● Supplied material
↓

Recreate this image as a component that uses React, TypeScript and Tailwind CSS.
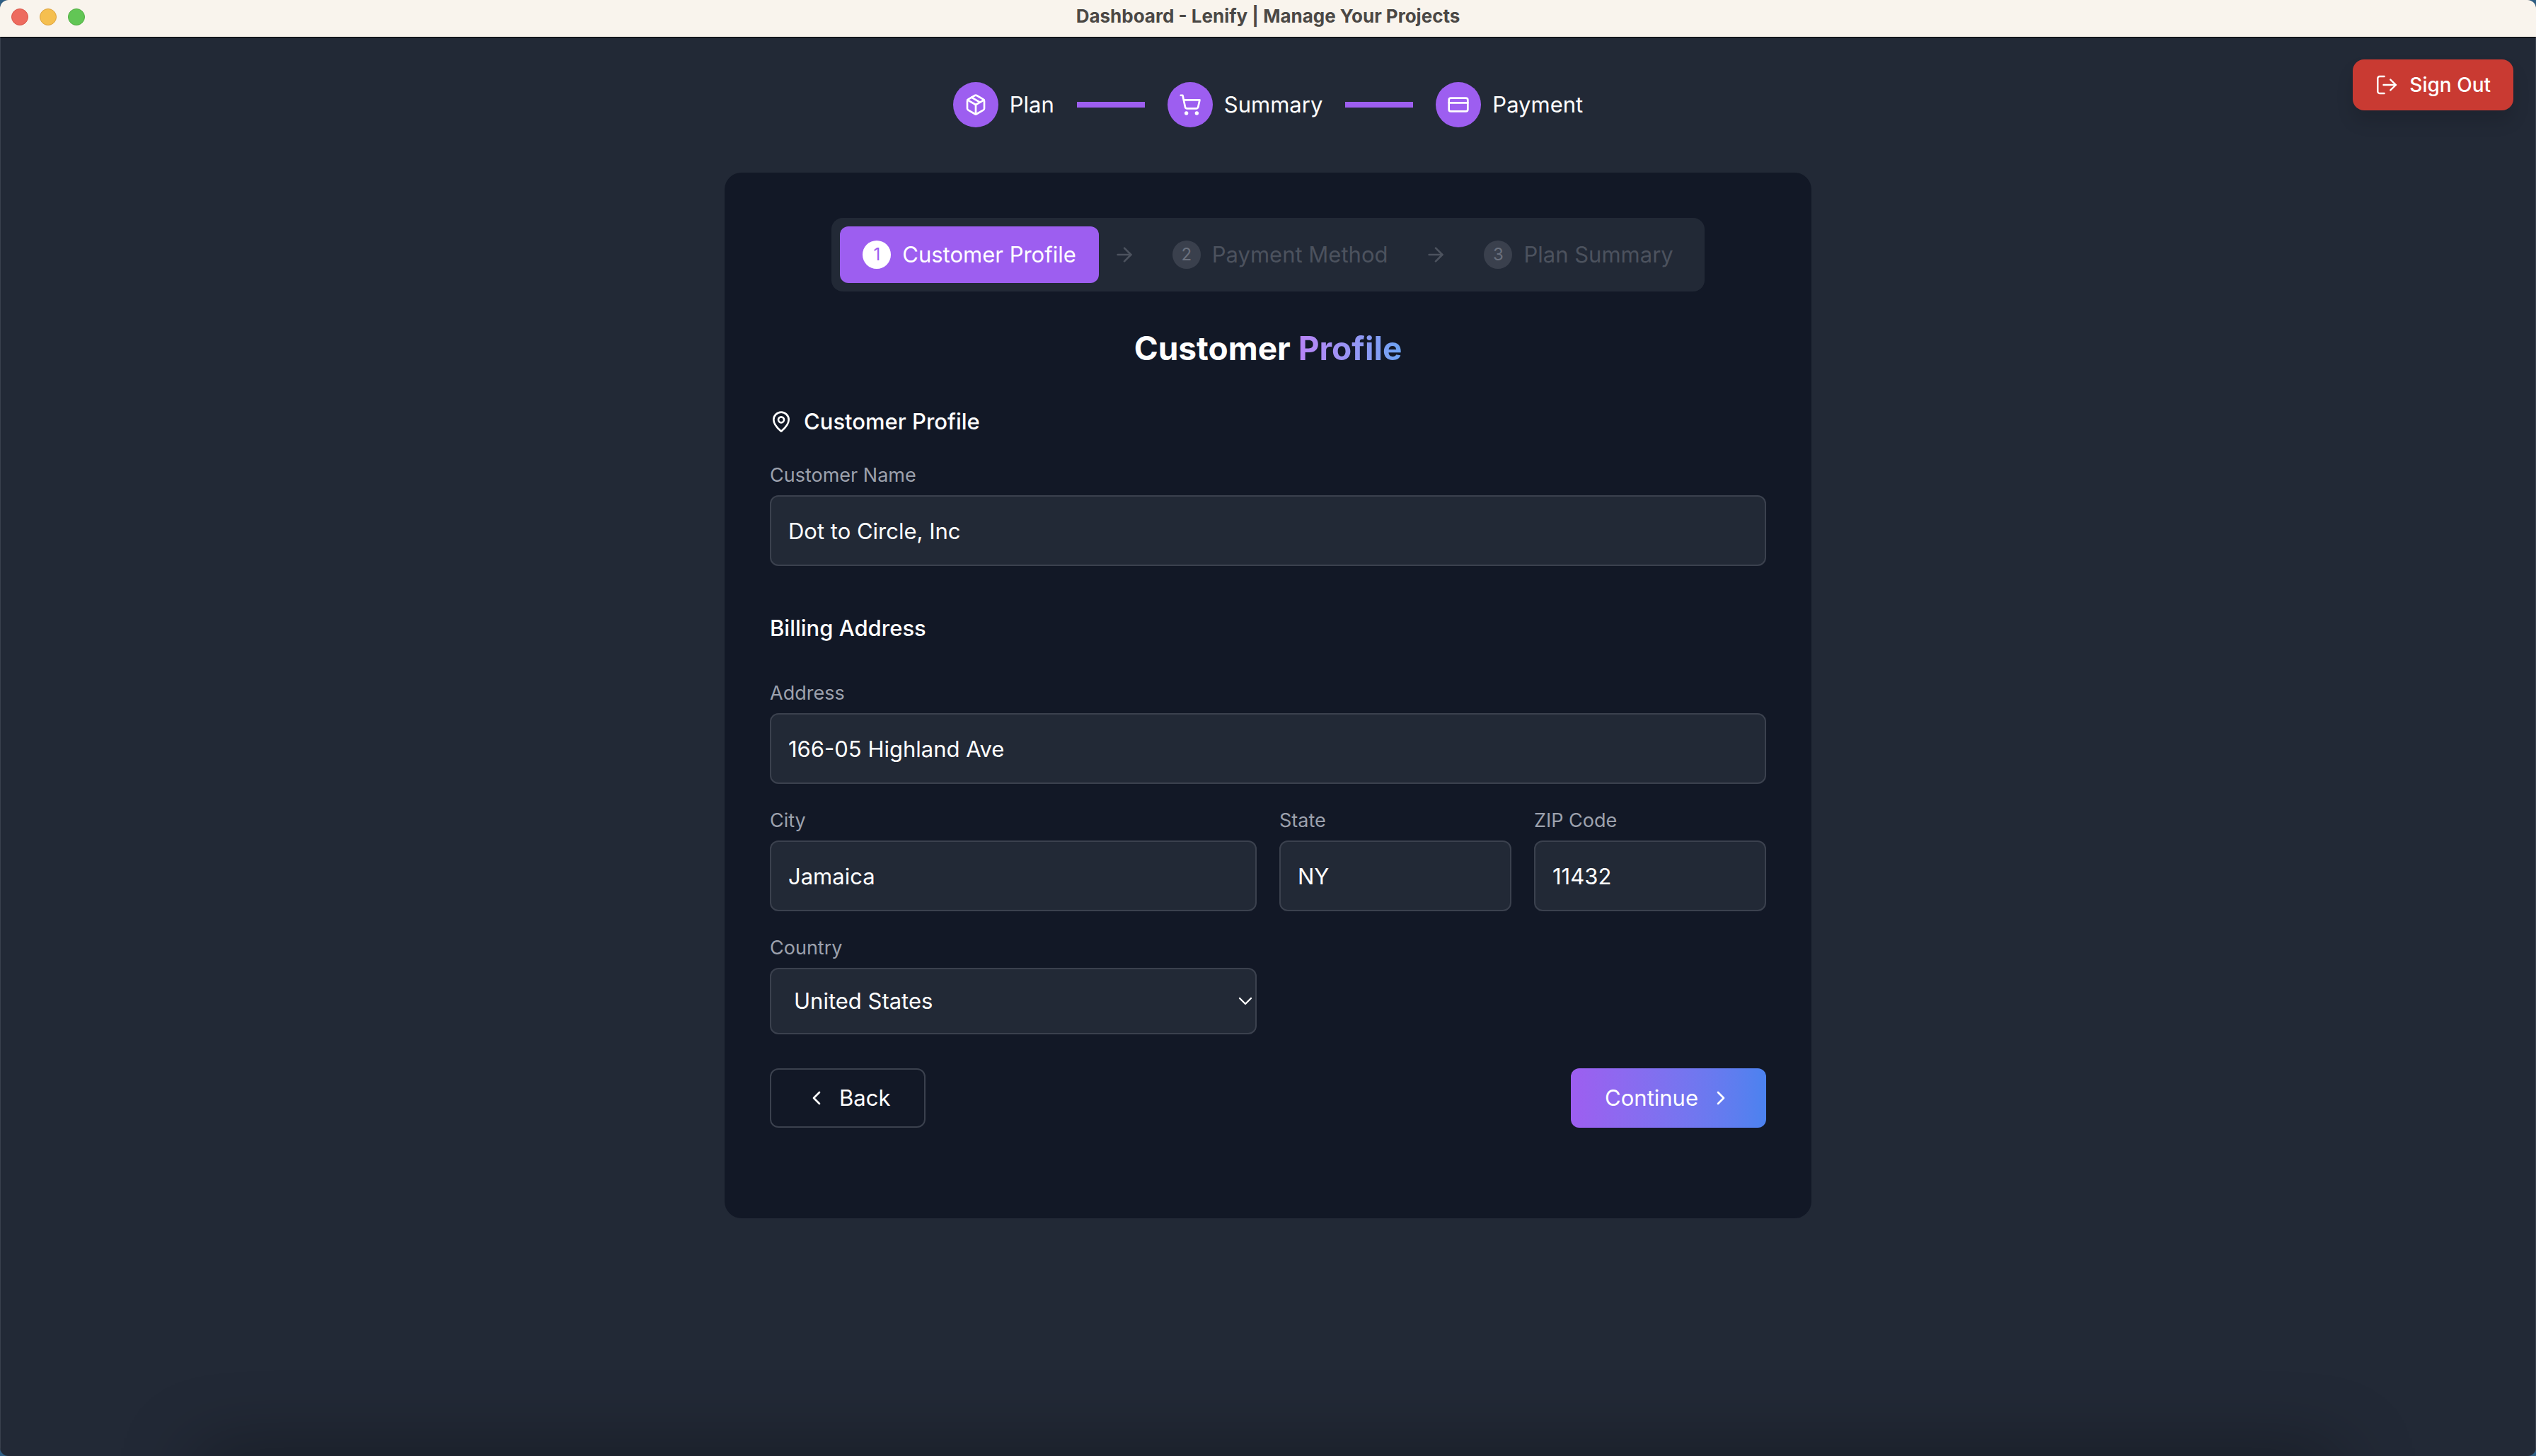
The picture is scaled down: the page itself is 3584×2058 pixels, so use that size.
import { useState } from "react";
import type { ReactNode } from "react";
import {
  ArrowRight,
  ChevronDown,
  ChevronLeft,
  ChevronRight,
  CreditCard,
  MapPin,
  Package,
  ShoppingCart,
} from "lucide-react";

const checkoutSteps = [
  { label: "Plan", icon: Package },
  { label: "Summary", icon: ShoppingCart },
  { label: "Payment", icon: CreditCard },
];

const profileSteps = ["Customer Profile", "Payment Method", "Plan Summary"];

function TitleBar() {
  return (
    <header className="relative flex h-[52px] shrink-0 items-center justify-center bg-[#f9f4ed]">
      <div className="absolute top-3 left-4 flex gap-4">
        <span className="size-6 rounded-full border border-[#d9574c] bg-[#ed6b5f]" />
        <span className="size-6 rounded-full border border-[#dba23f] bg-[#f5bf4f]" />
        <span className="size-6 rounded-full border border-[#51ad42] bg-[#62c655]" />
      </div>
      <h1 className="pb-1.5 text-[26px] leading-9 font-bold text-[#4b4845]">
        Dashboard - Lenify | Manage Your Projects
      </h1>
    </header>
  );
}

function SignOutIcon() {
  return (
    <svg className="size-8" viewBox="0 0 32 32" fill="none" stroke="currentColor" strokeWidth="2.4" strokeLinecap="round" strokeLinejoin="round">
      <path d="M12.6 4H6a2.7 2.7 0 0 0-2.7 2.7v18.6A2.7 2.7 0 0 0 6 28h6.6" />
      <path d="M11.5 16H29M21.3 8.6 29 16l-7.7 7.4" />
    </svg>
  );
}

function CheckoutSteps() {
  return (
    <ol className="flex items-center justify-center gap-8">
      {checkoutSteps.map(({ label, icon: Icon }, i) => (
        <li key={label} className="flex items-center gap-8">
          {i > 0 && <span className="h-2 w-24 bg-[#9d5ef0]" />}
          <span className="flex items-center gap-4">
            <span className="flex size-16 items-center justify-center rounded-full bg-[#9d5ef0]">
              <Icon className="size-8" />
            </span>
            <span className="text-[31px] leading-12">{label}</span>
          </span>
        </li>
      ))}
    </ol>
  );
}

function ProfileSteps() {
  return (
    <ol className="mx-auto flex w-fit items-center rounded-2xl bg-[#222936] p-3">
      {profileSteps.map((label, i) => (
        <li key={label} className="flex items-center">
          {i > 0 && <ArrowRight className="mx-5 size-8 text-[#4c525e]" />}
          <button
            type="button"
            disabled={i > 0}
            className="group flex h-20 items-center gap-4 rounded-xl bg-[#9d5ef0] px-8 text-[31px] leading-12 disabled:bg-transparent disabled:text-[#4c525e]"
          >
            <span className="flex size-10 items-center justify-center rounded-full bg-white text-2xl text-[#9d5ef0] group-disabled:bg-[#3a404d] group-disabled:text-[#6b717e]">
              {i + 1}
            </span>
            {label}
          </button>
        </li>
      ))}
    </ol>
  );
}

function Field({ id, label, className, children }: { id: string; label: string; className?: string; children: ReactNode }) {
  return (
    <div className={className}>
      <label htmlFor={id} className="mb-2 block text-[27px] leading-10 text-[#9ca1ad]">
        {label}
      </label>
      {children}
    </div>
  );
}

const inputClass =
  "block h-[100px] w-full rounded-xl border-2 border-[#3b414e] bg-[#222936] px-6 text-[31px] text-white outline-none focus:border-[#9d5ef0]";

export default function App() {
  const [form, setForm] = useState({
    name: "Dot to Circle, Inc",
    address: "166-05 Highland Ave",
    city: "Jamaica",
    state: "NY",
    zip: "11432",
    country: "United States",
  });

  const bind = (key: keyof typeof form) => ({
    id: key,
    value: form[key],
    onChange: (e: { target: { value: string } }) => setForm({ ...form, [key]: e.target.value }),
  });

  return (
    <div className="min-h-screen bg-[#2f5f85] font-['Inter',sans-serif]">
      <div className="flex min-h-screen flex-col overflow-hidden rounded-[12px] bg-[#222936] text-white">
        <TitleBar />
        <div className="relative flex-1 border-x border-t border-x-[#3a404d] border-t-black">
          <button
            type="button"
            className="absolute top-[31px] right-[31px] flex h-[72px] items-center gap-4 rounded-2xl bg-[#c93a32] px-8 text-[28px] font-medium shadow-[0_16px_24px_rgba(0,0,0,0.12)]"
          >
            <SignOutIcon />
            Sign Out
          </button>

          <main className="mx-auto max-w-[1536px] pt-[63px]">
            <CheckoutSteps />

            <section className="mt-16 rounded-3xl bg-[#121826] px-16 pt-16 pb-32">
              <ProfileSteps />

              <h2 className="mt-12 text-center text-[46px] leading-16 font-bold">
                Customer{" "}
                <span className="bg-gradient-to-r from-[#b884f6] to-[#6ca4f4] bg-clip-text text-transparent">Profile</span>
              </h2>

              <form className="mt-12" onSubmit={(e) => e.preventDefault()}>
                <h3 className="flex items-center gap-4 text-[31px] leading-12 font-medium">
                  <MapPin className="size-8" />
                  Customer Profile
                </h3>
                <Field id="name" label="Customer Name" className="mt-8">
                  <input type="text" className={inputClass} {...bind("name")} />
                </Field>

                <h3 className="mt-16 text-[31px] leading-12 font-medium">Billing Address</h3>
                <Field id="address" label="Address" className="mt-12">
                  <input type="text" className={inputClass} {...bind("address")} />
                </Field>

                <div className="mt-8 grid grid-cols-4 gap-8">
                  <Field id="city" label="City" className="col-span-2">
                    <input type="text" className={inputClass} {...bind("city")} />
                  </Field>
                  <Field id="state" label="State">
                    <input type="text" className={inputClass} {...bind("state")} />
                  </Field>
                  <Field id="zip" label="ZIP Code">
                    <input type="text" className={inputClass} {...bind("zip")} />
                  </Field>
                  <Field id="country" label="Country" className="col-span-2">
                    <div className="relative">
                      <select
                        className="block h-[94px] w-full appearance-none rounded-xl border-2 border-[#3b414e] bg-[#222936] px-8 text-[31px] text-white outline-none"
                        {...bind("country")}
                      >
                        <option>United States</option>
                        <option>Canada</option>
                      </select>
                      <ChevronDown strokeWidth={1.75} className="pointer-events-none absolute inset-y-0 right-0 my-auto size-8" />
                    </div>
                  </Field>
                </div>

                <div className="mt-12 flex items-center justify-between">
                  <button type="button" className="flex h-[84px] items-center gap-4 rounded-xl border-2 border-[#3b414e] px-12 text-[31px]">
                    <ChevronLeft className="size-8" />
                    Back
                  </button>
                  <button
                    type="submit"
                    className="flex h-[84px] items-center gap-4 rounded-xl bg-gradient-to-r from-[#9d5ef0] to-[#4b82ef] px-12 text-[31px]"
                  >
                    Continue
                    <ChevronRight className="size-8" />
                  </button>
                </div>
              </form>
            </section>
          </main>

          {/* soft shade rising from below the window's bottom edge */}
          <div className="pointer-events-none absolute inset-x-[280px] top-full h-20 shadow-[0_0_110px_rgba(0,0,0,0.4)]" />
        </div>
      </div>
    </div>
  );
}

↑

● Task goal
Search the data above for lines holding "that" and copy each of them.

● Task response
Recreate this image as a component that uses React, TypeScript and Tailwind CSS.
The picture is scaled down: the page itself is 3584×2058 pixels, so use that size.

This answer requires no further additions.